Scientific classification
- Kingdom: Plantae
- Clade: Tracheophytes
- Clade: Angiosperms
- Clade: Eudicots
- Order: Caryophyllales
- Family: Cactaceae
- Subfamily: Cactoideae
- Genus: Echinocereus
- Species: E. pseudopectinatus
- Binomial name: Echinocereus pseudopectinatus (N.P.Taylor) N.P.Taylor 1989
- Synonyms: Echinocereus bristolii var. pseudopectinatus N.P.Taylor 1985; Echinocereus scopulorum subsp. pseudopectinatus (N.P.Taylor) W.Blum & Mich.Lange 1998;

= Echinocereus pseudopectinatus =

- Authority: (N.P.Taylor) N.P.Taylor 1989
- Conservation status: LC
- Synonyms: Echinocereus bristolii var. pseudopectinatus , Echinocereus scopulorum subsp. pseudopectinatus

Species of cactus

Echinocereus pseudopectinatus is a species of cactus native to Mexico and the United States.
==Description==
Echinocereus pseudopectinatus typically grows singly with light green cylindrical shoots up to 20 cm long and 5 cm in diameter, partially hidden by spines. It has 15 to 16 slightly tuberculated ribs. The three to five protruding, whitish central spines, sometimes in two rows, are 0.5 to 1.5 cm long. The twelve to fifteen spreading, whitish radial spines are 0.9 to 1.5 cm long.
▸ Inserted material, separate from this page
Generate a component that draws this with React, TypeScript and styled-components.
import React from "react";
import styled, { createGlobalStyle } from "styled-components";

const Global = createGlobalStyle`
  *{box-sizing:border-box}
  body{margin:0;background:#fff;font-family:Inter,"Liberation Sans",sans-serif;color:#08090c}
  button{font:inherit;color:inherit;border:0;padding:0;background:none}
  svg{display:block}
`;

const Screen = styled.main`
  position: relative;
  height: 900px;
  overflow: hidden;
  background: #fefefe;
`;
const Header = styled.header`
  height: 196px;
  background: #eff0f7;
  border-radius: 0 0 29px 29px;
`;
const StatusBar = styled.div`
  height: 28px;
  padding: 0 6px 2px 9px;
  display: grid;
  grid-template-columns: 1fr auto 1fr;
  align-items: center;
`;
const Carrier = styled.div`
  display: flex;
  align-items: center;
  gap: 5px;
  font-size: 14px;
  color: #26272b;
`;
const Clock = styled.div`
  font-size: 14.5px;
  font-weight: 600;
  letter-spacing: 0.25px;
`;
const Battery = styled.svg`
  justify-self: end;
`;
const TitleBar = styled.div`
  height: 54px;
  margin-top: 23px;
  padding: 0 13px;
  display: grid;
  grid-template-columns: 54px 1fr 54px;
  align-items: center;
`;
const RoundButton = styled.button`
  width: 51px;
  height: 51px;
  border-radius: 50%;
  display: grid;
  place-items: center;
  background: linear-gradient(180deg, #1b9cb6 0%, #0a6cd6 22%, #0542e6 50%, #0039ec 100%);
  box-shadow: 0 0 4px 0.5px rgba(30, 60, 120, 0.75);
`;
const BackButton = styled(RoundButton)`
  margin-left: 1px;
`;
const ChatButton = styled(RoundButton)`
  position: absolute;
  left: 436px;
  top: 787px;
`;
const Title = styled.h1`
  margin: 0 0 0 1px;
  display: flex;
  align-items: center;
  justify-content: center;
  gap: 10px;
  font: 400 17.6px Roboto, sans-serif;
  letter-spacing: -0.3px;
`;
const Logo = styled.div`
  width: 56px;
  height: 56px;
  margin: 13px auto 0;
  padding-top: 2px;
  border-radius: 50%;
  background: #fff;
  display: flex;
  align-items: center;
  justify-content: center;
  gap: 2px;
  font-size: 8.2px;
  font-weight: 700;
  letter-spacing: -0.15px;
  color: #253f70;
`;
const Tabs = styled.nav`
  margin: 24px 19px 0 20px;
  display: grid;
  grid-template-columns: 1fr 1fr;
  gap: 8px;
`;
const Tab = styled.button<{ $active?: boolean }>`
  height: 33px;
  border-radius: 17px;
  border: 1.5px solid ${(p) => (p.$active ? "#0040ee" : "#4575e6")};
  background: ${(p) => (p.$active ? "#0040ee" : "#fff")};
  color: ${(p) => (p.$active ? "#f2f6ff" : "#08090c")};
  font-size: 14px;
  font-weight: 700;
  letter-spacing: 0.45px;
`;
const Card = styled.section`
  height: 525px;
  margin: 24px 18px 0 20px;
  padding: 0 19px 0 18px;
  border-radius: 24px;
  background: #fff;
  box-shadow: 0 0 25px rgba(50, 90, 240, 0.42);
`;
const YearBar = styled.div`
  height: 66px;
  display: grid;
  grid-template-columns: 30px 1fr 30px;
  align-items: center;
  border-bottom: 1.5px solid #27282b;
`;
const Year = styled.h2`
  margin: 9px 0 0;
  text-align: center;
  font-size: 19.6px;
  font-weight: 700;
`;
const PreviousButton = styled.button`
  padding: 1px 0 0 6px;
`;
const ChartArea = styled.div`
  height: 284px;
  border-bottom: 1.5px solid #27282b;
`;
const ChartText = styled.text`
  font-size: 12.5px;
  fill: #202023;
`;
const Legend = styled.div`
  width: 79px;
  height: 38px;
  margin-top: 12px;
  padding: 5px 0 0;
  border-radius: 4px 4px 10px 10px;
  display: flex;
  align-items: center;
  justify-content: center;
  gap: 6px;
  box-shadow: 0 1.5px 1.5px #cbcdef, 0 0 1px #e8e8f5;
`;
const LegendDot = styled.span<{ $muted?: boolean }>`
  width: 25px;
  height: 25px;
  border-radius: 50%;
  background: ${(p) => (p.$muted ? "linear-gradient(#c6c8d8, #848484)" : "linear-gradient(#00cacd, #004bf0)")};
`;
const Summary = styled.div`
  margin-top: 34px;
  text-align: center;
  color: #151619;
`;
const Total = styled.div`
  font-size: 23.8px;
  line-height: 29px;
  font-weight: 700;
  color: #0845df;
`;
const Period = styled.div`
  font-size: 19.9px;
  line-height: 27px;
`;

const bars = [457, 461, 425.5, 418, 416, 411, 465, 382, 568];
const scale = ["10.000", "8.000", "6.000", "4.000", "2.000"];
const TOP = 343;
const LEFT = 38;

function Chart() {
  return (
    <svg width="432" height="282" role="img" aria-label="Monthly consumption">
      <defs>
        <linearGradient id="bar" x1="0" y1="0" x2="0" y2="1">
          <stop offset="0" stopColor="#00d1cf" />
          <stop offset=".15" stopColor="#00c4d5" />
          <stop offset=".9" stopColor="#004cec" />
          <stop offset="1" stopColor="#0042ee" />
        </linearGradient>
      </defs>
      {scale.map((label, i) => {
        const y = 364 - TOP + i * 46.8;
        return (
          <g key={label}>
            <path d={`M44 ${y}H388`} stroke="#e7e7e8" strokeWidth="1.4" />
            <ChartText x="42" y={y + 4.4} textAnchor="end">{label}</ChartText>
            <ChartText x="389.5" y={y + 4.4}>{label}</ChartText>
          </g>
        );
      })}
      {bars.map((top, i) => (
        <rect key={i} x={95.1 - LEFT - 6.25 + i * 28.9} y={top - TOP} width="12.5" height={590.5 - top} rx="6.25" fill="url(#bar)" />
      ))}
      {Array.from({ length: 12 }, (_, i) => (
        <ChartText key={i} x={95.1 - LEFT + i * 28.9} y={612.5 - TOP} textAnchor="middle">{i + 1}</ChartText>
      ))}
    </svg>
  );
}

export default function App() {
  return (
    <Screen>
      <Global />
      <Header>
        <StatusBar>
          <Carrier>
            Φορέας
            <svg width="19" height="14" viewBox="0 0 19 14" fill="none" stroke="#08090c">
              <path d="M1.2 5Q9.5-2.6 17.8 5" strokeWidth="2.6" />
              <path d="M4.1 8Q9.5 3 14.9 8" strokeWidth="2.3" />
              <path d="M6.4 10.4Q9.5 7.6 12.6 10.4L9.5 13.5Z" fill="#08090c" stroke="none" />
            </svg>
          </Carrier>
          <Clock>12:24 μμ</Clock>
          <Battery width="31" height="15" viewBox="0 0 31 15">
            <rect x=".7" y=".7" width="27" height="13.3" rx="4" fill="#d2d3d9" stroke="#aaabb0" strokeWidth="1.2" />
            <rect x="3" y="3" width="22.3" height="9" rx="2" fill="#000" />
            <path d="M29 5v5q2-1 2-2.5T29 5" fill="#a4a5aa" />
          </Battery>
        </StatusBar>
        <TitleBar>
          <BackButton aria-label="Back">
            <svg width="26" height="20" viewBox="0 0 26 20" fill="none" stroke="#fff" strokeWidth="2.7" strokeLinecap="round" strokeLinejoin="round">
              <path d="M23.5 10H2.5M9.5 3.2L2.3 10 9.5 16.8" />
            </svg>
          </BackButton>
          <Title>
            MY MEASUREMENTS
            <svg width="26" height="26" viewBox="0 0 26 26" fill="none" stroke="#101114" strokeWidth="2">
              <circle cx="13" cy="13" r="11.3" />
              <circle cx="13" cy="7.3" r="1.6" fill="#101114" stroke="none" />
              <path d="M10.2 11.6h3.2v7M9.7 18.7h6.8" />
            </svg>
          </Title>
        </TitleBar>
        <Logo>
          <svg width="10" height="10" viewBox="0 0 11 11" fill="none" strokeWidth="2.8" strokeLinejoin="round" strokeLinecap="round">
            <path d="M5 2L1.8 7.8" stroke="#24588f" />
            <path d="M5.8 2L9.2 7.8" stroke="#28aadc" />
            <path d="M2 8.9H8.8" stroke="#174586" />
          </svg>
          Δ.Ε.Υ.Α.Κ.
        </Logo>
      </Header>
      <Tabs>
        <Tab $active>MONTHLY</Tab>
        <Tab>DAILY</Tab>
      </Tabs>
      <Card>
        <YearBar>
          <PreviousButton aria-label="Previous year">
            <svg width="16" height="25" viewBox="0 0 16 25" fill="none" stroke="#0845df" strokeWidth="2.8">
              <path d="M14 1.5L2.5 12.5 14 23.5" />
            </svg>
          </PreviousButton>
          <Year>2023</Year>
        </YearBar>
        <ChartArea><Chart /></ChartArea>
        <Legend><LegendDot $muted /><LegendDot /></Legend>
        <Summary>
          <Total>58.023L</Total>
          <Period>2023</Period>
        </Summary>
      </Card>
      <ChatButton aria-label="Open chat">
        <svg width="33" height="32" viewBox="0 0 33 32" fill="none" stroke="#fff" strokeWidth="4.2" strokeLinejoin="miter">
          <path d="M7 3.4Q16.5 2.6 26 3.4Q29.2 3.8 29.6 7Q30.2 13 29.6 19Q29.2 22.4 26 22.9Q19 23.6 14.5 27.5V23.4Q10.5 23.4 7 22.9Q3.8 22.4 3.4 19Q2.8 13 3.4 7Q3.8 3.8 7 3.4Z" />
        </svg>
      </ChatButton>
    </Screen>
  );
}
The funnel-shaped flowers are magenta, appear near the tips of the shoots, and are up to 11 cm long with a diameter of 6 to 9 cm. The spherical fruits are red and thorny.

==Distribution==
Echinocereus pseudopectinatus is found in a small area in Cochise County, Arizona, USA, and in the neighboring Mexican state of Sonora between 800 and 1500 meters. The plant grows on rocky outcrops in the Chihuahuan Desert growing along with Mammillaria standleyi, Echinocereus rigidissimus and Coryphantha recurvata.
==Taxonomy==
First described as Echinocereus bristolii var. pseudopectinatus by Nigel Paul Taylor in 1985, the specific epithet "pseudopectinatus" means 'false' and indicates its similarity to Echinocereus pectinatus. Taylor elevated it to an independent species in 1989.